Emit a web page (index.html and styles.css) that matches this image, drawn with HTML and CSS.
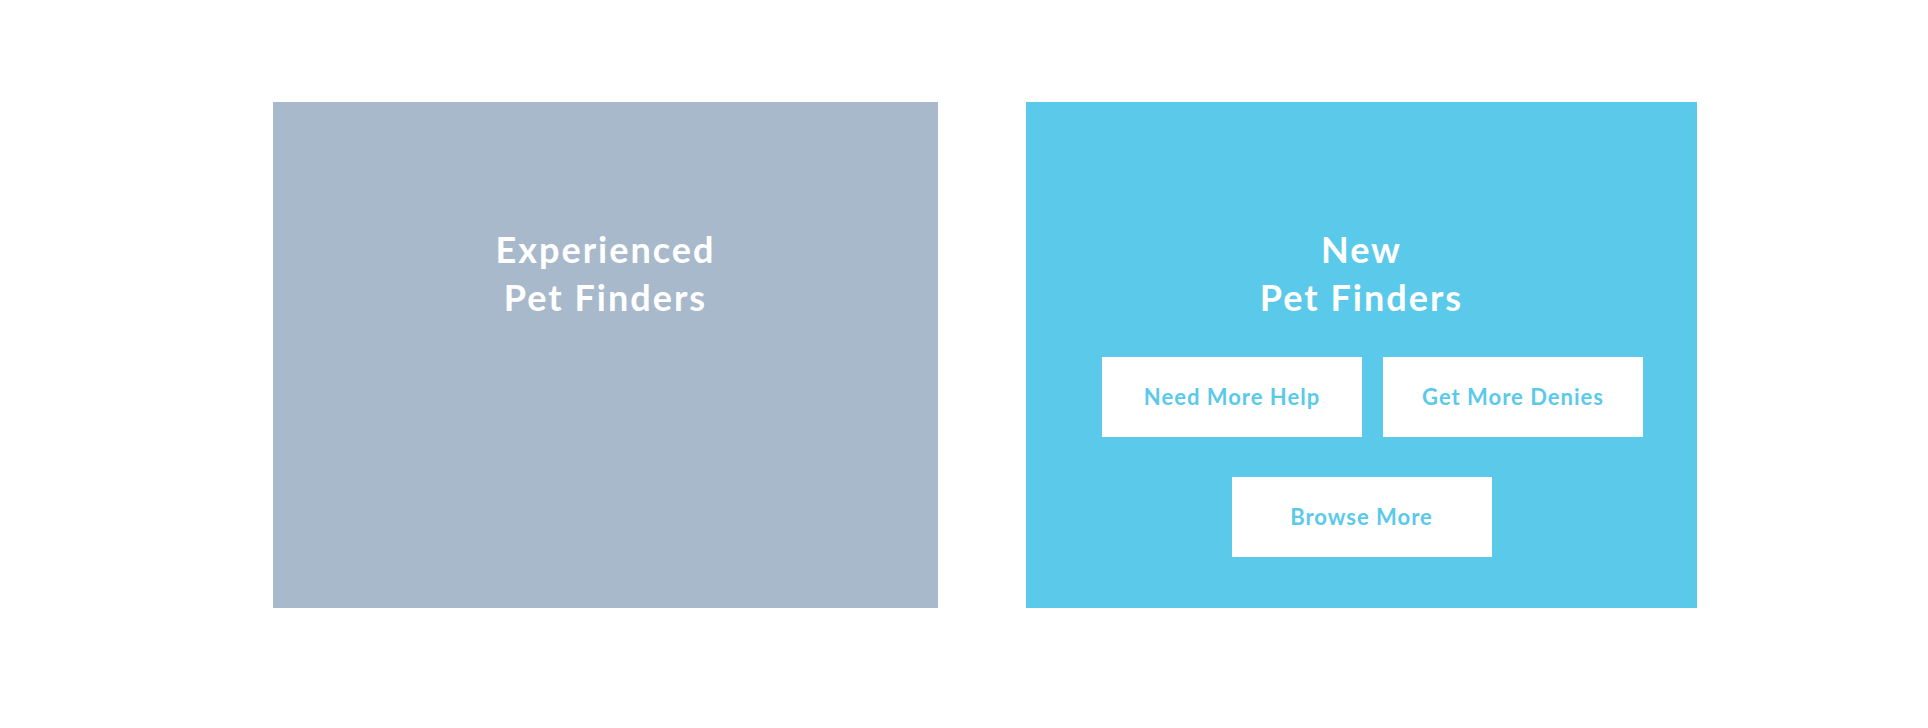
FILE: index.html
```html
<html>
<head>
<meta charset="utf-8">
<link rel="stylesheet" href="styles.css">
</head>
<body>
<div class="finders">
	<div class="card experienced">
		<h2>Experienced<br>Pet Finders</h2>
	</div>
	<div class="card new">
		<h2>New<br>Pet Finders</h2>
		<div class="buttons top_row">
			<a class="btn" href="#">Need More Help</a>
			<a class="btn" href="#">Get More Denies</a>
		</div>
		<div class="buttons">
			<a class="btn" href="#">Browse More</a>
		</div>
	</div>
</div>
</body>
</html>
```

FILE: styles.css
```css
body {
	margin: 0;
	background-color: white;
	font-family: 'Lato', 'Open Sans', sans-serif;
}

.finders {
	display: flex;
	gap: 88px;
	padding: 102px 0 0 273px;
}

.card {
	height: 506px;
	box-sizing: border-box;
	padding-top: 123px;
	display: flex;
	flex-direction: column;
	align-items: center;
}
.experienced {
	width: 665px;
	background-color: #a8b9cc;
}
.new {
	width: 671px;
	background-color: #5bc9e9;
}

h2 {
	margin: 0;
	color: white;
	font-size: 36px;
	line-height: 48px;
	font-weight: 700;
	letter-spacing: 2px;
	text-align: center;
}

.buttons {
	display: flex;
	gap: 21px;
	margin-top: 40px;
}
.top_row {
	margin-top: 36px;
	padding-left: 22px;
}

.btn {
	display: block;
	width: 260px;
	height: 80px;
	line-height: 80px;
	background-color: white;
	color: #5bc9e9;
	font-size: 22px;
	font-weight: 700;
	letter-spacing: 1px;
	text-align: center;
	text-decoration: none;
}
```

____________

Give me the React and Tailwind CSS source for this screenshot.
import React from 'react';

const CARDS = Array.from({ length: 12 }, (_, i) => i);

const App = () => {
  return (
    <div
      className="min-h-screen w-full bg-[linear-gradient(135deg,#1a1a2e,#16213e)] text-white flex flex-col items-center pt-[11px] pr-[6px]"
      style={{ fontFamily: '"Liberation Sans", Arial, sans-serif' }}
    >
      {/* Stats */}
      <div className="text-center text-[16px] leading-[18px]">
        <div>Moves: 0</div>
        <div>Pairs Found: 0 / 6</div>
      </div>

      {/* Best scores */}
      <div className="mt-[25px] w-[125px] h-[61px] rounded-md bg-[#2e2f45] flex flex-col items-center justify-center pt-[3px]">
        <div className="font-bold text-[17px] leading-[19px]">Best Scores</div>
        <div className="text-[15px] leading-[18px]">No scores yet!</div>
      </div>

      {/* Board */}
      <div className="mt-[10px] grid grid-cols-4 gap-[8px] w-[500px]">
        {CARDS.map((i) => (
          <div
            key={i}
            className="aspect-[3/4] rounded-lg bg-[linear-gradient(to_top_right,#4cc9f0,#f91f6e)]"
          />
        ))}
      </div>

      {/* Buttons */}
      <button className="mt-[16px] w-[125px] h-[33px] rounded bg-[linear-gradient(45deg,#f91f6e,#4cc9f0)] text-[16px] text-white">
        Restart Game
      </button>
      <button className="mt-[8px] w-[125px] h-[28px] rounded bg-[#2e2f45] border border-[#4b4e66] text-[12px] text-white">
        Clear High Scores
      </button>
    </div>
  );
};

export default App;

____________

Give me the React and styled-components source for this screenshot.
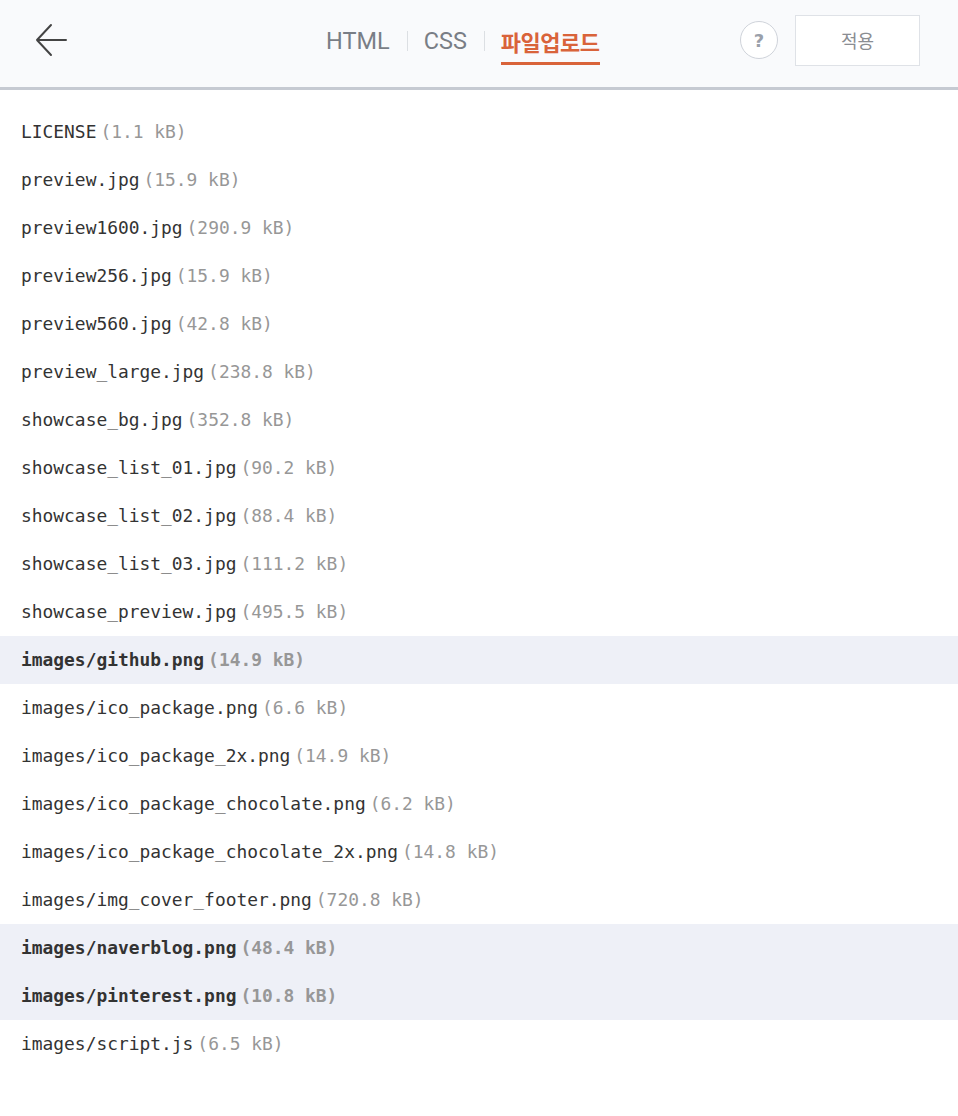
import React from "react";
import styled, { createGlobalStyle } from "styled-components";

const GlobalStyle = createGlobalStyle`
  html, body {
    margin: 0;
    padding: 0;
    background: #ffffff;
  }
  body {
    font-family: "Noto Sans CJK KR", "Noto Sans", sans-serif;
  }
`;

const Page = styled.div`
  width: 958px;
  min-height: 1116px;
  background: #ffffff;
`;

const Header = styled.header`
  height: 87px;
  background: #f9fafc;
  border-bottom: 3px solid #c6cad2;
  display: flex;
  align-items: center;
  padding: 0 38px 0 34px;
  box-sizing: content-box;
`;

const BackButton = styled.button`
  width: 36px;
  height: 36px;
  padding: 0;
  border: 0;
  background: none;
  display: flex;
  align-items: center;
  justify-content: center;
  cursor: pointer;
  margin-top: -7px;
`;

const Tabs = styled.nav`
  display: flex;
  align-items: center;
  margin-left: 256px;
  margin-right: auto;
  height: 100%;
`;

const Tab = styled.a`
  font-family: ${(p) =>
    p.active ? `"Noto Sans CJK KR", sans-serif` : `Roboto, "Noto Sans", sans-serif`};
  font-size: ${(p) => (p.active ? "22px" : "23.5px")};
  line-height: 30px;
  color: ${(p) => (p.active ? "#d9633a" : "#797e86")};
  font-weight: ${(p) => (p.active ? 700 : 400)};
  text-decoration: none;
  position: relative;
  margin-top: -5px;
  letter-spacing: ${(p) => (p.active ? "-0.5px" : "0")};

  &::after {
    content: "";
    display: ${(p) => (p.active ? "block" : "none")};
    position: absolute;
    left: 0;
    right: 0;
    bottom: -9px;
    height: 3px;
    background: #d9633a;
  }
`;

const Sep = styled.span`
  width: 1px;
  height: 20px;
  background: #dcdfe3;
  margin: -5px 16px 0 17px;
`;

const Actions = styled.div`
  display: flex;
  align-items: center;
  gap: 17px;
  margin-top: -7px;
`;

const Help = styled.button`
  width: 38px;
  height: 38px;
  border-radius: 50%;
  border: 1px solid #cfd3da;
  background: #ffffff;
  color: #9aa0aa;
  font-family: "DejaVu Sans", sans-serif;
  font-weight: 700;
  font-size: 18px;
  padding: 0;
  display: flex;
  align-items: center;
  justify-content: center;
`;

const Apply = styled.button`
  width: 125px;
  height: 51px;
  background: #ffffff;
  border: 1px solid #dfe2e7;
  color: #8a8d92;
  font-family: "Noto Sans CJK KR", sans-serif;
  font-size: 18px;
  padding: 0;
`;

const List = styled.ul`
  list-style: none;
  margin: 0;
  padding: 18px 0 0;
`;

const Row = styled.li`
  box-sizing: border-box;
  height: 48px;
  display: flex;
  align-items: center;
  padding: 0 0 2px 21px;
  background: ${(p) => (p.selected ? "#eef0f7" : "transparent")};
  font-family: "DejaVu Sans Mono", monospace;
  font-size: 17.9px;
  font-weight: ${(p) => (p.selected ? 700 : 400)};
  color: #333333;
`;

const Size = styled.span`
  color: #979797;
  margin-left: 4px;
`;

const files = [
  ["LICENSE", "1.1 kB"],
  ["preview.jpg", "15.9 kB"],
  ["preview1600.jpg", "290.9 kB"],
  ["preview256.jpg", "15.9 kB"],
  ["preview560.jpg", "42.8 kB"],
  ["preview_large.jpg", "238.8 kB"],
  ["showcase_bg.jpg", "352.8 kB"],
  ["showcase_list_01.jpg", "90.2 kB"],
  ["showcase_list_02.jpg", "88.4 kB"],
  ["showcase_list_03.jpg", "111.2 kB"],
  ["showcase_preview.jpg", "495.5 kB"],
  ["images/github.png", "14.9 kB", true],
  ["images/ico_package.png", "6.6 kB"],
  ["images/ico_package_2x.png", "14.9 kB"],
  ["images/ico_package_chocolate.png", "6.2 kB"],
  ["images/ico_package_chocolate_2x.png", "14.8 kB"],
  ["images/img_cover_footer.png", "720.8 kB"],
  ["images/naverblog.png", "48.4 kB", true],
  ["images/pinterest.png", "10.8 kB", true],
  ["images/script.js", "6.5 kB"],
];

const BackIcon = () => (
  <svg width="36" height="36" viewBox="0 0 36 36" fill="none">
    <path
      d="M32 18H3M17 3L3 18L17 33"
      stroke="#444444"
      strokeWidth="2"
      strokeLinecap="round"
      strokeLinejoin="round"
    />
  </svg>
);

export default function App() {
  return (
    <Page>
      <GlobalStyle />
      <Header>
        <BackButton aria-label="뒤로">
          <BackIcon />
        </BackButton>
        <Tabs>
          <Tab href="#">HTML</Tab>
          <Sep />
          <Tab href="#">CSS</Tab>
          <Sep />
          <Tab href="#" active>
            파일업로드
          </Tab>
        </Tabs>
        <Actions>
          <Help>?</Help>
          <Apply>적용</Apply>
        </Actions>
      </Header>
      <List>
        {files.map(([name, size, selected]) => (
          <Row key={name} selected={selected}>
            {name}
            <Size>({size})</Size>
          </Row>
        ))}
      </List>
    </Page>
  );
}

____________

GIVEN REQUEST: List the lines of the records where "components" occurs.

EXERCISE OUTPUT:
Give me the React and styled-components source for this screenshot.
import styled, { createGlobalStyle } from "styled-components";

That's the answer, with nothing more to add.